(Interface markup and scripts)
■ ■ ■ ■ ■

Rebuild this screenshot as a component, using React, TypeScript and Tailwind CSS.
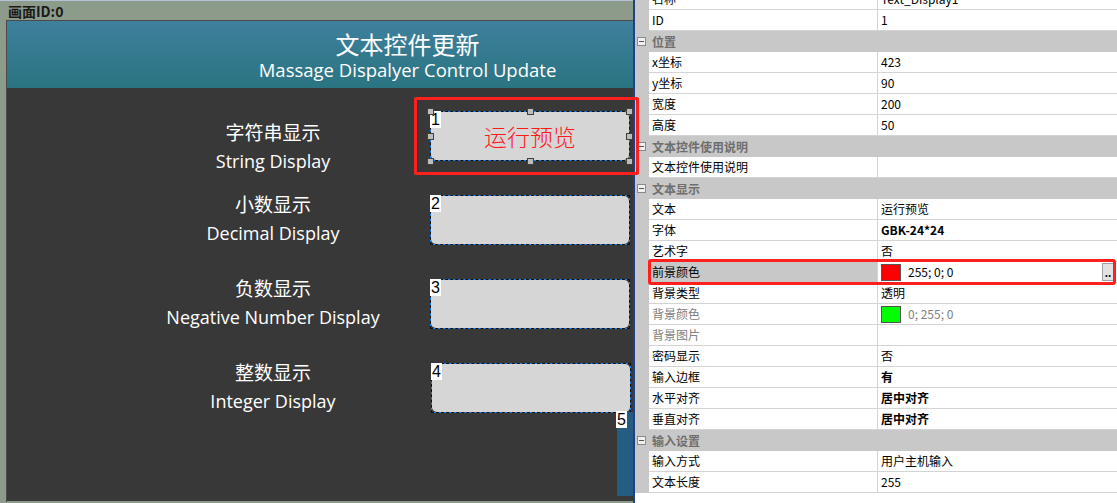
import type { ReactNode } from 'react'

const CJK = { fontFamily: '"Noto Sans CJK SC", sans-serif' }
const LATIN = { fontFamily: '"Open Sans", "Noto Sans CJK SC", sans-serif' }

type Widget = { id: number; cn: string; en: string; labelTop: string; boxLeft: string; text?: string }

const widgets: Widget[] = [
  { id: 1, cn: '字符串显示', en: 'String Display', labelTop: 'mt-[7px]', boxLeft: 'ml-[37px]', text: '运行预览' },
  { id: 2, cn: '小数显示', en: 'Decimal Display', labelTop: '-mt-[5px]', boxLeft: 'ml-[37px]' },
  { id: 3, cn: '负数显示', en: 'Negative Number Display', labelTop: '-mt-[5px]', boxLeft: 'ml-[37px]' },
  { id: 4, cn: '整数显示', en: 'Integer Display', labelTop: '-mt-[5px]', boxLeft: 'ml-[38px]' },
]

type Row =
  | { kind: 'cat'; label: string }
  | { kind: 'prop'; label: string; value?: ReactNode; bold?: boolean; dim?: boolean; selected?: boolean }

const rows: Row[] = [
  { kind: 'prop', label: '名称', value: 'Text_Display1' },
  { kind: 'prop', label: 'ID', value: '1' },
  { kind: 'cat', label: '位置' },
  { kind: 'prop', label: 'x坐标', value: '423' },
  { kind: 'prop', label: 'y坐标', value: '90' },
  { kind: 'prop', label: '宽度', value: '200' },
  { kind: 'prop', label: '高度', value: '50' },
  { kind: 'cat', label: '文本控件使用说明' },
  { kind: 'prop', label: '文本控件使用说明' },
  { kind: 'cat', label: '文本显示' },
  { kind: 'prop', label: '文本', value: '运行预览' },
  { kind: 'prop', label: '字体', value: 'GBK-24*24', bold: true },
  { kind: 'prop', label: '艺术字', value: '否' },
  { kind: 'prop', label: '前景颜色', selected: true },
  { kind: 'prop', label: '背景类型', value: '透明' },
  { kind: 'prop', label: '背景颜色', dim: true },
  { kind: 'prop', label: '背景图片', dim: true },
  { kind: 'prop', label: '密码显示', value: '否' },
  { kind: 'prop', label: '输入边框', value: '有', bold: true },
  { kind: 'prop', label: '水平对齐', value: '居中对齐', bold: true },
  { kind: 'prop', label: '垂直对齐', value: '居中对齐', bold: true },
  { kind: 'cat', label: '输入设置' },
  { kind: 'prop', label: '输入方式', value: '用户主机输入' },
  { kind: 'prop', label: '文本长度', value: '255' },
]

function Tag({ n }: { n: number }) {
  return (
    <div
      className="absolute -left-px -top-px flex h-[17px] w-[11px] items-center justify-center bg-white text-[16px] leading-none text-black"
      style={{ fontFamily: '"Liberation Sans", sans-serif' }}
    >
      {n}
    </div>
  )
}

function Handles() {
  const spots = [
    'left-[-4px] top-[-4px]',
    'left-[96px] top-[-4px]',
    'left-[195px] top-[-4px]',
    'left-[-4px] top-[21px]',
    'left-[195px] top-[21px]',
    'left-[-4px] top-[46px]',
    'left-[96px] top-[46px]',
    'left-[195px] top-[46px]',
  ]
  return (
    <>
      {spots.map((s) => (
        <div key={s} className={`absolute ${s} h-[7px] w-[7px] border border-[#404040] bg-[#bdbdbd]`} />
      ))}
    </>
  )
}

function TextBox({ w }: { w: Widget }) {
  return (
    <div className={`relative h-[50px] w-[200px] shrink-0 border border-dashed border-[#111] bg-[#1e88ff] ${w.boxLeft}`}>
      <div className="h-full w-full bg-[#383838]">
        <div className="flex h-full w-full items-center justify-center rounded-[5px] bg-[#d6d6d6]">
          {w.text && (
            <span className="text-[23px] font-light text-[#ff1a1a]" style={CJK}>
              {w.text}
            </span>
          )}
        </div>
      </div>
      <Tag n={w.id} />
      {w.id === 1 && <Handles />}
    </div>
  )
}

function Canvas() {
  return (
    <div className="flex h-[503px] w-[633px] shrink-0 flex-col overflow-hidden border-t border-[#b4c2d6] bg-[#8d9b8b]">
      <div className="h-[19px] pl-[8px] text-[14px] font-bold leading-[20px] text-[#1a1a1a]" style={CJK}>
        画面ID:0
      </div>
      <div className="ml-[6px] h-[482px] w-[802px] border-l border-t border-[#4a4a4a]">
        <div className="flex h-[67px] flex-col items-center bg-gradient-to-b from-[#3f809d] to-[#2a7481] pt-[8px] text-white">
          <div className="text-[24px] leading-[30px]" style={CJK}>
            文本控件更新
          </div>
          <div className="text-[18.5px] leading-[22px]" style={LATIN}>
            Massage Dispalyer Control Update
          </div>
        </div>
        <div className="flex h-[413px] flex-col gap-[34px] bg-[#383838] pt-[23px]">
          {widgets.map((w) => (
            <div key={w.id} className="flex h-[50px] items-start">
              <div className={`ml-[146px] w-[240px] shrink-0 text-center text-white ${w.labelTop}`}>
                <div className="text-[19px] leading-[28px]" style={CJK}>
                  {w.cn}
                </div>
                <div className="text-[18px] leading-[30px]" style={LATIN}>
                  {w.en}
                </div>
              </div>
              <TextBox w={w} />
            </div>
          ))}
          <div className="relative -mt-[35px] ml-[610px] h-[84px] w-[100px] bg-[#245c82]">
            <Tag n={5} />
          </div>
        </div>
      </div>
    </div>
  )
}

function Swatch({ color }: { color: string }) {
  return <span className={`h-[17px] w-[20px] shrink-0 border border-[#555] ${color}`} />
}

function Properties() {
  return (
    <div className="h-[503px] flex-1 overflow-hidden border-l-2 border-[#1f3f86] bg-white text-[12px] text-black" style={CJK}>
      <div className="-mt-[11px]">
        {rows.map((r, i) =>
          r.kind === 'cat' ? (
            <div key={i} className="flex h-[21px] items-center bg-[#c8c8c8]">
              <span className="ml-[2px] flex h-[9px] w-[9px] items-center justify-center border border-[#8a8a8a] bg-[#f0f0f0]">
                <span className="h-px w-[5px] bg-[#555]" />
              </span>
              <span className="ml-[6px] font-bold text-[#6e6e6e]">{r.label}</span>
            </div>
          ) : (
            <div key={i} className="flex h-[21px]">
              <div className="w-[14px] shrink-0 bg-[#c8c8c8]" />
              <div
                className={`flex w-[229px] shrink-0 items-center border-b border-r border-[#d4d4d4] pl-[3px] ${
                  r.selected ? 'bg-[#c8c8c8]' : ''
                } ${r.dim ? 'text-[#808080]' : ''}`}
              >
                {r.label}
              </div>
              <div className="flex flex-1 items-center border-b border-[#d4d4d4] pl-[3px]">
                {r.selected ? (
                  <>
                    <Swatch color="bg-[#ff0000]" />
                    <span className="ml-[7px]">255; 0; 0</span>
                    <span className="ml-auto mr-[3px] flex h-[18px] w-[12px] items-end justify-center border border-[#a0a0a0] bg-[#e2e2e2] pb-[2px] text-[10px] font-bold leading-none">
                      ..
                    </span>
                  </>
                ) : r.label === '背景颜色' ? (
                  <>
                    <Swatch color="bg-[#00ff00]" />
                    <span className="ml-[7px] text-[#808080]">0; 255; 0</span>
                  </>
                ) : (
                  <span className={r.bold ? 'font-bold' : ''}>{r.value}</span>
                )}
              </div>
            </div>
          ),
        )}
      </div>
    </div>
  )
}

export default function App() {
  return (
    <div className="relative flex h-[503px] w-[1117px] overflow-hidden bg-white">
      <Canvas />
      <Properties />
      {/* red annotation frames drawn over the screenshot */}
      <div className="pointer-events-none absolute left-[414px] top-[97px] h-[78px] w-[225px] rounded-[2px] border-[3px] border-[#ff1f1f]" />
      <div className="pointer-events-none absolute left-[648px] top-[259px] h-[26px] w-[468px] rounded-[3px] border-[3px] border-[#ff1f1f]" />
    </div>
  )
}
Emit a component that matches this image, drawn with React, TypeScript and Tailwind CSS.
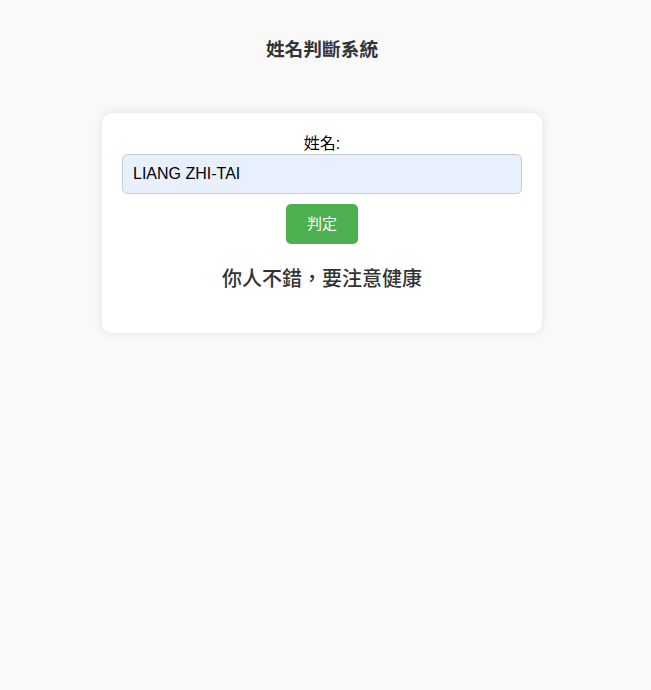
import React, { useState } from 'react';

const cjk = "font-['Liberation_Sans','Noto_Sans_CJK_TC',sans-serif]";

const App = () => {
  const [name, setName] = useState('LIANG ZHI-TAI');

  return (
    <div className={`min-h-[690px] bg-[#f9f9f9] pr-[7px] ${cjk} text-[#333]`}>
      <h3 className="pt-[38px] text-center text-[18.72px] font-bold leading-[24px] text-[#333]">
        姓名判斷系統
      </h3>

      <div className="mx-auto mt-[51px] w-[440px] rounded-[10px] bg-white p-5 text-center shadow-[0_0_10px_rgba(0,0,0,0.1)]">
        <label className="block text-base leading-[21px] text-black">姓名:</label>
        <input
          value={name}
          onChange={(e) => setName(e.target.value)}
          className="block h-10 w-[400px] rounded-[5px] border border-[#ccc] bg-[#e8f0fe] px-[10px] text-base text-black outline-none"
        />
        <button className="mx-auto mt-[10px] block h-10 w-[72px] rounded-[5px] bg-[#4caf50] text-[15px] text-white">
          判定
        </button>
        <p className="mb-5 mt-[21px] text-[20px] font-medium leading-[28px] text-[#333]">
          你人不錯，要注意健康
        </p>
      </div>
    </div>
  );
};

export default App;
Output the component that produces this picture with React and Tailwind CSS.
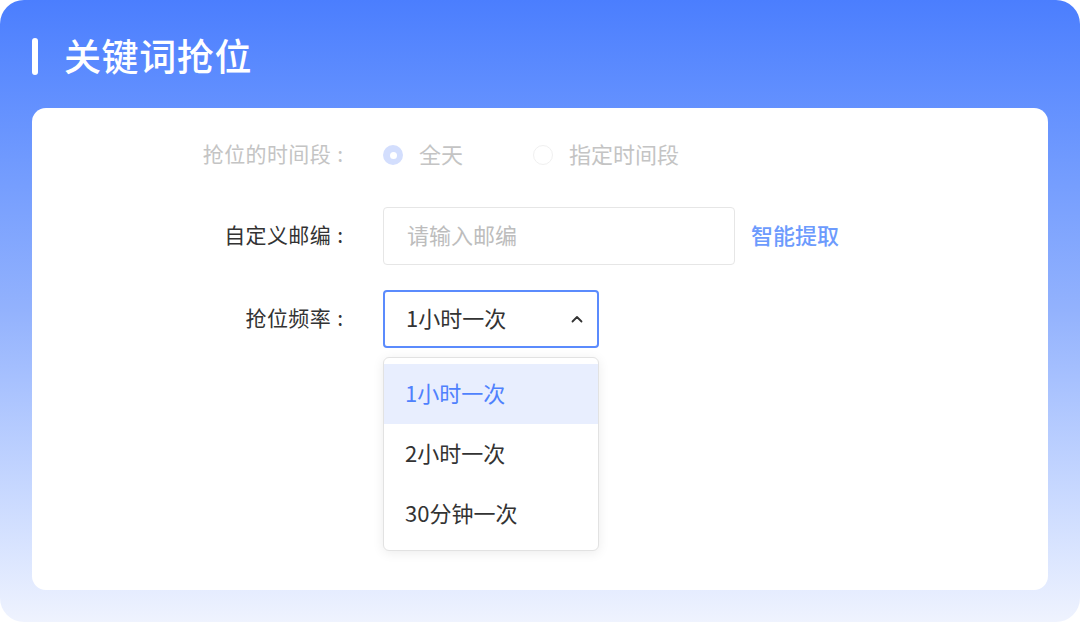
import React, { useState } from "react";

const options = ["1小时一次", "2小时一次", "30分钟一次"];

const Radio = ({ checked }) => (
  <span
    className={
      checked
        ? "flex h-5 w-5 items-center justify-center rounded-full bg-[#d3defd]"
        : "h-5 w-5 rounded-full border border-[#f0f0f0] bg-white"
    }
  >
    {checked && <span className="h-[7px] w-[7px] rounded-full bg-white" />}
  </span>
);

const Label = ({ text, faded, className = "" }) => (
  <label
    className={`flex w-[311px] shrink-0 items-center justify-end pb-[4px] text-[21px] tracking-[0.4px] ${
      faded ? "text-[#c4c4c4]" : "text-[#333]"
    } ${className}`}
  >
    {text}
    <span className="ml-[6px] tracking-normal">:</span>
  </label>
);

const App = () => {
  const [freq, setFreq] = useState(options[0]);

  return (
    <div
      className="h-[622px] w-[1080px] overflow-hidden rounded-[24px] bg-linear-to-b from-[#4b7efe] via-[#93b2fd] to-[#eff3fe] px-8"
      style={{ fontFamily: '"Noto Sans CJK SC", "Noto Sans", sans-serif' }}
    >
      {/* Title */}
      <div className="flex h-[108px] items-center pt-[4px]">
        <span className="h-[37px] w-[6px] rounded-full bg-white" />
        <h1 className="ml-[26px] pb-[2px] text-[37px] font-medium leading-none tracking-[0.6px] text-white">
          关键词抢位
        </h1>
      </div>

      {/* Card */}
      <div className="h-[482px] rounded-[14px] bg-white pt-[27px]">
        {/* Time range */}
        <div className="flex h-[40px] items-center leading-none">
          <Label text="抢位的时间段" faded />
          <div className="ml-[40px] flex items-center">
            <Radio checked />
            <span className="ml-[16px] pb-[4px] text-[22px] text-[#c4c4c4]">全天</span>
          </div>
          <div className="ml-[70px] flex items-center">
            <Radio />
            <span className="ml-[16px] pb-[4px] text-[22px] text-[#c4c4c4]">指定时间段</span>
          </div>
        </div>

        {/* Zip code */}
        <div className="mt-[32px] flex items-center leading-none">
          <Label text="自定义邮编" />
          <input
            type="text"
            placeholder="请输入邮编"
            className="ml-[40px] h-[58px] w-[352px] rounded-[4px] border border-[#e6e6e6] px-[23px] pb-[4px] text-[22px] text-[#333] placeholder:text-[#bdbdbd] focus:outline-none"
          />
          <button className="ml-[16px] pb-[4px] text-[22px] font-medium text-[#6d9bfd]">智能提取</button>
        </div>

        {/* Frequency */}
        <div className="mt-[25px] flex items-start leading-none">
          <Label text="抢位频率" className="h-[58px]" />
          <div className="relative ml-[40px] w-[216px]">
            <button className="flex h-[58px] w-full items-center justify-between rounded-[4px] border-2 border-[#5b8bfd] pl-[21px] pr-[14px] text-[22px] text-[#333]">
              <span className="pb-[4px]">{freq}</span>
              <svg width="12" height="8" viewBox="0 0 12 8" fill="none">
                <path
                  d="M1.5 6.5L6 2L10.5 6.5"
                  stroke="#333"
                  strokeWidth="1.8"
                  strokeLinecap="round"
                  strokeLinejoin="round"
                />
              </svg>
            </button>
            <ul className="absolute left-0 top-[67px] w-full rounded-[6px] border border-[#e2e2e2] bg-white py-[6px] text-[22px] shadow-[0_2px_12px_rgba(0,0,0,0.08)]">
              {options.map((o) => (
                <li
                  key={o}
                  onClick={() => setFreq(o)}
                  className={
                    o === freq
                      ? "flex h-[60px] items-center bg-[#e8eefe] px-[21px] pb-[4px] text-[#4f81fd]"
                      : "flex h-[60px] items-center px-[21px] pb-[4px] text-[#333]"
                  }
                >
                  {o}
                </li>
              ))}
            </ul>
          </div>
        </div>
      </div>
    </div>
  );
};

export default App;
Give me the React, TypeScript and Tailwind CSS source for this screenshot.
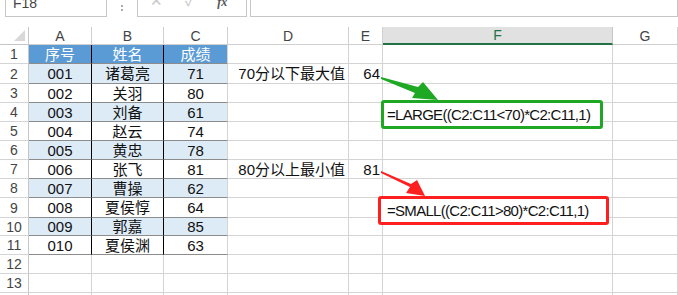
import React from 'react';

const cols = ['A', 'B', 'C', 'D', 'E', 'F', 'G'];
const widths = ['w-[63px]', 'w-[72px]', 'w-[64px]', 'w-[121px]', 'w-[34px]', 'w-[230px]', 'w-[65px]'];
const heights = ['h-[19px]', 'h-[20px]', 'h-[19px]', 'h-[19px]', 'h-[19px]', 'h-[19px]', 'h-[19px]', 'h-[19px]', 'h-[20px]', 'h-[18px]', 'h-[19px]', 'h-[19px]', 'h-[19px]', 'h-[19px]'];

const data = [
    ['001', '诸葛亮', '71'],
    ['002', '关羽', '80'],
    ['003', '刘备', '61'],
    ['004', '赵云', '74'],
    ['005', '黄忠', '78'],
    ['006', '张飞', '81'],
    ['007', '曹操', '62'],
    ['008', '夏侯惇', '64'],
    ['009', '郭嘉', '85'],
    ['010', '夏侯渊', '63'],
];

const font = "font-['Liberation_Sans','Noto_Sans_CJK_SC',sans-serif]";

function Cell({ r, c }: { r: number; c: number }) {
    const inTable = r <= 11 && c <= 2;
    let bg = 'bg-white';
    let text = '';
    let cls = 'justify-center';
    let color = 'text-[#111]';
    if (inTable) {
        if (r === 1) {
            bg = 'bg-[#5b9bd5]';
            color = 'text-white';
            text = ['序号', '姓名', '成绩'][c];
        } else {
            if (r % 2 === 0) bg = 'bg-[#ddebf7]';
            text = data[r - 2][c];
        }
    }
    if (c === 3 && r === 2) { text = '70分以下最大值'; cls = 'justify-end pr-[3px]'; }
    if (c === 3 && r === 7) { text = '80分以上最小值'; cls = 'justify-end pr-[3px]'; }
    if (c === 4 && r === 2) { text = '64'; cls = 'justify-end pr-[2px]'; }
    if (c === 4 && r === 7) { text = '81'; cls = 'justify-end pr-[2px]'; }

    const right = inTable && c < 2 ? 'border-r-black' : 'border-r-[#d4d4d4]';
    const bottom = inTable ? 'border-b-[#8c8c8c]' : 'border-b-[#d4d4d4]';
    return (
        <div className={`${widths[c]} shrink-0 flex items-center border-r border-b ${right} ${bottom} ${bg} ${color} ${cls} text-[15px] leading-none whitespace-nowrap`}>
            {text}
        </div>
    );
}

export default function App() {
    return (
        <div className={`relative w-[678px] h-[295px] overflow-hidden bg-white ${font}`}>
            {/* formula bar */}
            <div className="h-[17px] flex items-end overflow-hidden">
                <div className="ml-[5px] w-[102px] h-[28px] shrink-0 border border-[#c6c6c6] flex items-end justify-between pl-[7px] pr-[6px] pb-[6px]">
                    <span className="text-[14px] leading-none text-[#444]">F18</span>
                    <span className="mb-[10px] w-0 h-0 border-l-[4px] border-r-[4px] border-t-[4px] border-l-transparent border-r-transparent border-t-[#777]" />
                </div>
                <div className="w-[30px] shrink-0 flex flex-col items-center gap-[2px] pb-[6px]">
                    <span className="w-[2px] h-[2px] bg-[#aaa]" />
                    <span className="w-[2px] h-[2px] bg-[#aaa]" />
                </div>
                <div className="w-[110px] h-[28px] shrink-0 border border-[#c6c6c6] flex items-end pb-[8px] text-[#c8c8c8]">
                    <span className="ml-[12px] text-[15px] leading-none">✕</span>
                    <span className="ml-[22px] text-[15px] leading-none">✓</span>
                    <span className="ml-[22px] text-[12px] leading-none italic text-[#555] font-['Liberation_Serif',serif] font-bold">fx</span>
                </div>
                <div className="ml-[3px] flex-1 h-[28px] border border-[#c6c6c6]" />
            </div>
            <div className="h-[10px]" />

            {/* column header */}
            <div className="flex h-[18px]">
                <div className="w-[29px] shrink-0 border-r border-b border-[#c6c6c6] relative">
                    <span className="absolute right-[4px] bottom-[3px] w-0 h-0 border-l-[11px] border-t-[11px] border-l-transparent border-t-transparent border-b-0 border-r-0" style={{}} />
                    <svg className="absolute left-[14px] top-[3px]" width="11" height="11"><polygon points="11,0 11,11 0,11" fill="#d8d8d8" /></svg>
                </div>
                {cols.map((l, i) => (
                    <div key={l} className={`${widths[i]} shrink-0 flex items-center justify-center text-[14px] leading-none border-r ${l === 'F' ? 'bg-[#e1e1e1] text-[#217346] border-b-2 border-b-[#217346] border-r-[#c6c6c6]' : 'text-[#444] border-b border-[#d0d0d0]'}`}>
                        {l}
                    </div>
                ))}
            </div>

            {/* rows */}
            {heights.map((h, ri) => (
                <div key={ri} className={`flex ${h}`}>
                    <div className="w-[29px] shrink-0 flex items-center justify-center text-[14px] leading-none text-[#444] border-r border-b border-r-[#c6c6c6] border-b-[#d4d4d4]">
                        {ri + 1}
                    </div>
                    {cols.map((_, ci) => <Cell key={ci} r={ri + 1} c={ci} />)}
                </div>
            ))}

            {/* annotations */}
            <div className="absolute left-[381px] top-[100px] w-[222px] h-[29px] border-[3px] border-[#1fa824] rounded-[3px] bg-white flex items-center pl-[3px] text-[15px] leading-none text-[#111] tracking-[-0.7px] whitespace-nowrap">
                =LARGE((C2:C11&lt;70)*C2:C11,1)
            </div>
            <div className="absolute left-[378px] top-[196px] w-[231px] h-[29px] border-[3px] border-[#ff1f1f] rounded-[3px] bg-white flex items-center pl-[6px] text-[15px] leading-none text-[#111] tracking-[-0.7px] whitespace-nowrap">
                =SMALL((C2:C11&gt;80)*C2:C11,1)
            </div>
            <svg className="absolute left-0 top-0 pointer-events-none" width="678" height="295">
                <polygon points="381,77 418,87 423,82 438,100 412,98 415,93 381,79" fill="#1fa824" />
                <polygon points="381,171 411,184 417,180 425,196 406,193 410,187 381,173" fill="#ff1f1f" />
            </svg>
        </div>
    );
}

■ ■ ■ ■ ■

EXERCISE DIRECTIONS:
Lines from the one with "Give me the" through the one with "if (c === 4 && r === 7)" are the only ones to quote. Quote them exactly and leave out pictures.

WORKED ANSWER:
Give me the React, TypeScript and Tailwind CSS source for this screenshot.
import React from 'react';

const cols = ['A', 'B', 'C', 'D', 'E', 'F', 'G'];
const widths = ['w-[63px]', 'w-[72px]', 'w-[64px]', 'w-[121px]', 'w-[34px]', 'w-[230px]', 'w-[65px]'];
const heights = ['h-[19px]', 'h-[20px]', 'h-[19px]', 'h-[19px]', 'h-[19px]', 'h-[19px]', 'h-[19px]', 'h-[19px]', 'h-[20px]', 'h-[18px]', 'h-[19px]', 'h-[19px]', 'h-[19px]', 'h-[19px]'];

const data = [
    ['001', '诸葛亮', '71'],
    ['002', '关羽', '80'],
    ['003', '刘备', '61'],
    ['004', '赵云', '74'],
    ['005', '黄忠', '78'],
    ['006', '张飞', '81'],
    ['007', '曹操', '62'],
    ['008', '夏侯惇', '64'],
    ['009', '郭嘉', '85'],
    ['010', '夏侯渊', '63'],
];

const font = "font-['Liberation_Sans','Noto_Sans_CJK_SC',sans-serif]";

function Cell({ r, c }: { r: number; c: number }) {
    const inTable = r <= 11 && c <= 2;
    let bg = 'bg-white';
    let text = '';
    let cls = 'justify-center';
    let color = 'text-[#111]';
    if (inTable) {
        if (r === 1) {
            bg = 'bg-[#5b9bd5]';
            color = 'text-white';
            text = ['序号', '姓名', '成绩'][c];
        } else {
            if (r % 2 === 0) bg = 'bg-[#ddebf7]';
            text = data[r - 2][c];
        }
    }
    if (c === 3 && r === 2) { text = '70分以下最大值'; cls = 'justify-end pr-[3px]'; }
    if (c === 3 && r === 7) { text = '80分以上最小值'; cls = 'justify-end pr-[3px]'; }
    if (c === 4 && r === 2) { text = '64'; cls = 'justify-end pr-[2px]'; }
    if (c === 4 && r === 7) { text = '81'; cls = 'justify-end pr-[2px]'; }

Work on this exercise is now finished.